• Work instructions
Word for word, give the material below again, minus any images.

• Recorded data
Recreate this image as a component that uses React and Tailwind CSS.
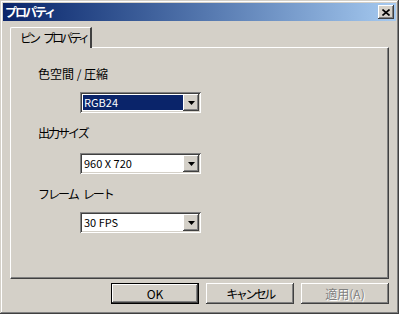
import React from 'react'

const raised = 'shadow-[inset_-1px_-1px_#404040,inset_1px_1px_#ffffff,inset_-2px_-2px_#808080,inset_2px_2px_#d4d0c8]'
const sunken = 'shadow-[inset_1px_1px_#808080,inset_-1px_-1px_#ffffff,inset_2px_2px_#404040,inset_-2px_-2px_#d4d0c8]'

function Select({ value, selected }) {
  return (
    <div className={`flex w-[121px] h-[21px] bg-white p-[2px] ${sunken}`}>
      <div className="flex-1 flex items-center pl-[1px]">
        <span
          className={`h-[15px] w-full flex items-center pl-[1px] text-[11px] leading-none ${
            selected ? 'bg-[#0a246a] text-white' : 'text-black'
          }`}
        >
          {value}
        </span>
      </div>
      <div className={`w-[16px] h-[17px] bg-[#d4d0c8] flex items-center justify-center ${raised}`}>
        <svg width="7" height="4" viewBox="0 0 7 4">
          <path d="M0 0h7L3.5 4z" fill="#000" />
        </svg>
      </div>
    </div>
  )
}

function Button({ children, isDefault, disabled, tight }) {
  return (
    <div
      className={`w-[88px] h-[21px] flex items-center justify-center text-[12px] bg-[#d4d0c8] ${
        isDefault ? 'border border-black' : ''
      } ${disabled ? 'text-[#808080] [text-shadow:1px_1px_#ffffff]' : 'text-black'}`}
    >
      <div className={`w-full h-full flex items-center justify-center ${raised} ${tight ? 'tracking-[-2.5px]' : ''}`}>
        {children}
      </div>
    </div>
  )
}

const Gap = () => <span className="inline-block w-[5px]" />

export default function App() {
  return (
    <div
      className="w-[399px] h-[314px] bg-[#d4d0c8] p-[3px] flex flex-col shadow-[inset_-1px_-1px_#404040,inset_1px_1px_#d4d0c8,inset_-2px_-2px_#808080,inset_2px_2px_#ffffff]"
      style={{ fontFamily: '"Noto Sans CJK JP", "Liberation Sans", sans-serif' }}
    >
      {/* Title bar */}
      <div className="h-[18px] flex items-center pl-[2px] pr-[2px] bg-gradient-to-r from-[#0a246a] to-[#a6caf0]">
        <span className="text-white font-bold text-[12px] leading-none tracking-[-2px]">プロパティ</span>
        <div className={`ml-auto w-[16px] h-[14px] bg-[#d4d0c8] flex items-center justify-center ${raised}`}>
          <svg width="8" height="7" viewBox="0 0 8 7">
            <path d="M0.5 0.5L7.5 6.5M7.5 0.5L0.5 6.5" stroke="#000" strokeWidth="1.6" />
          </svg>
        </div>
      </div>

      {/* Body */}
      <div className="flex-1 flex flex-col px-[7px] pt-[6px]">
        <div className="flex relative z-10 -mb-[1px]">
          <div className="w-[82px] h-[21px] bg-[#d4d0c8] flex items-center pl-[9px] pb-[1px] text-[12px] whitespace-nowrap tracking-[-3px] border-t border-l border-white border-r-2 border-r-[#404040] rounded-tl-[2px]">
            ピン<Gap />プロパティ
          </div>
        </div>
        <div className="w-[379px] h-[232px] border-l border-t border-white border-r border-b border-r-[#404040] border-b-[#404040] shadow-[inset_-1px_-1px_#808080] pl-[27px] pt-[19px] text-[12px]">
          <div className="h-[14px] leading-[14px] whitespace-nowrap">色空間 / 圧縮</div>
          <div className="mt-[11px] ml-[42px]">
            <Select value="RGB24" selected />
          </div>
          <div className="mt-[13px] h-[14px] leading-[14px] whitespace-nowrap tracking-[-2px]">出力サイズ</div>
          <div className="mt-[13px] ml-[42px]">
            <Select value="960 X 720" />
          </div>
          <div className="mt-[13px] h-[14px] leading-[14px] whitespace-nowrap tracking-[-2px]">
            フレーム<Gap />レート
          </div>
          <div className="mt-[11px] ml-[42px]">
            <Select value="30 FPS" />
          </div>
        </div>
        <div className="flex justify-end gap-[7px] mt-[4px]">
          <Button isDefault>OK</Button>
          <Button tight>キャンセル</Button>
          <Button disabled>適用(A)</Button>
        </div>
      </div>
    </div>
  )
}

• Finished answer
Recreate this image as a component that uses React and Tailwind CSS.
import React from 'react'

const raised = 'shadow-[inset_-1px_-1px_#404040,inset_1px_1px_#ffffff,inset_-2px_-2px_#808080,inset_2px_2px_#d4d0c8]'
const sunken = 'shadow-[inset_1px_1px_#808080,inset_-1px_-1px_#ffffff,inset_2px_2px_#404040,inset_-2px_-2px_#d4d0c8]'

function Select({ value, selected }) {
  return (
    <div className={`flex w-[121px] h-[21px] bg-white p-[2px] ${sunken}`}>
      <div className="flex-1 flex items-center pl-[1px]">
        <span
          className={`h-[15px] w-full flex items-center pl-[1px] text-[11px] leading-none ${
            selected ? 'bg-[#0a246a] text-white' : 'text-black'
          }`}
        >
          {value}
        </span>
      </div>
      <div className={`w-[16px] h-[17px] bg-[#d4d0c8] flex items-center justify-center ${raised}`}>
        <svg width="7" height="4" viewBox="0 0 7 4">
          <path d="M0 0h7L3.5 4z" fill="#000" />
        </svg>
      </div>
    </div>
  )
}

function Button({ children, isDefault, disabled, tight }) {
  return (
    <div
      className={`w-[88px] h-[21px] flex items-center justify-center text-[12px] bg-[#d4d0c8] ${
        isDefault ? 'border border-black' : ''
      } ${disabled ? 'text-[#808080] [text-shadow:1px_1px_#ffffff]' : 'text-black'}`}
    >
      <div className={`w-full h-full flex items-center justify-center ${raised} ${tight ? 'tracking-[-2.5px]' : ''}`}>
        {children}
      </div>
    </div>
  )
}

const Gap = () => <span className="inline-block w-[5px]" />

export default function App() {
  return (
    <div
      className="w-[399px] h-[314px] bg-[#d4d0c8] p-[3px] flex flex-col shadow-[inset_-1px_-1px_#404040,inset_1px_1px_#d4d0c8,inset_-2px_-2px_#808080,inset_2px_2px_#ffffff]"
      style={{ fontFamily: '"Noto Sans CJK JP", "Liberation Sans", sans-serif' }}
    >
      {/* Title bar */}
      <div className="h-[18px] flex items-center pl-[2px] pr-[2px] bg-gradient-to-r from-[#0a246a] to-[#a6caf0]">
        <span className="text-white font-bold text-[12px] leading-none tracking-[-2px]">プロパティ</span>
        <div className={`ml-auto w-[16px] h-[14px] bg-[#d4d0c8] flex items-center justify-center ${raised}`}>
          <svg width="8" height="7" viewBox="0 0 8 7">
            <path d="M0.5 0.5L7.5 6.5M7.5 0.5L0.5 6.5" stroke="#000" strokeWidth="1.6" />
          </svg>
        </div>
      </div>

      {/* Body */}
      <div className="flex-1 flex flex-col px-[7px] pt-[6px]">
        <div className="flex relative z-10 -mb-[1px]">
          <div className="w-[82px] h-[21px] bg-[#d4d0c8] flex items-center pl-[9px] pb-[1px] text-[12px] whitespace-nowrap tracking-[-3px] border-t border-l border-white border-r-2 border-r-[#404040] rounded-tl-[2px]">
            ピン<Gap />プロパティ
          </div>
        </div>
        <div className="w-[379px] h-[232px] border-l border-t border-white border-r border-b border-r-[#404040] border-b-[#404040] shadow-[inset_-1px_-1px_#808080] pl-[27px] pt-[19px] text-[12px]">
          <div className="h-[14px] leading-[14px] whitespace-nowrap">色空間 / 圧縮</div>
          <div className="mt-[11px] ml-[42px]">
            <Select value="RGB24" selected />
          </div>
          <div className="mt-[13px] h-[14px] leading-[14px] whitespace-nowrap tracking-[-2px]">出力サイズ</div>
          <div className="mt-[13px] ml-[42px]">
            <Select value="960 X 720" />
          </div>
          <div className="mt-[13px] h-[14px] leading-[14px] whitespace-nowrap tracking-[-2px]">
            フレーム<Gap />レート
          </div>
          <div className="mt-[11px] ml-[42px]">
            <Select value="30 FPS" />
          </div>
        </div>
        <div className="flex justify-end gap-[7px] mt-[4px]">
          <Button isDefault>OK</Button>
          <Button tight>キャンセル</Button>
          <Button disabled>適用(A)</Button>
        </div>
      </div>
    </div>
  )
}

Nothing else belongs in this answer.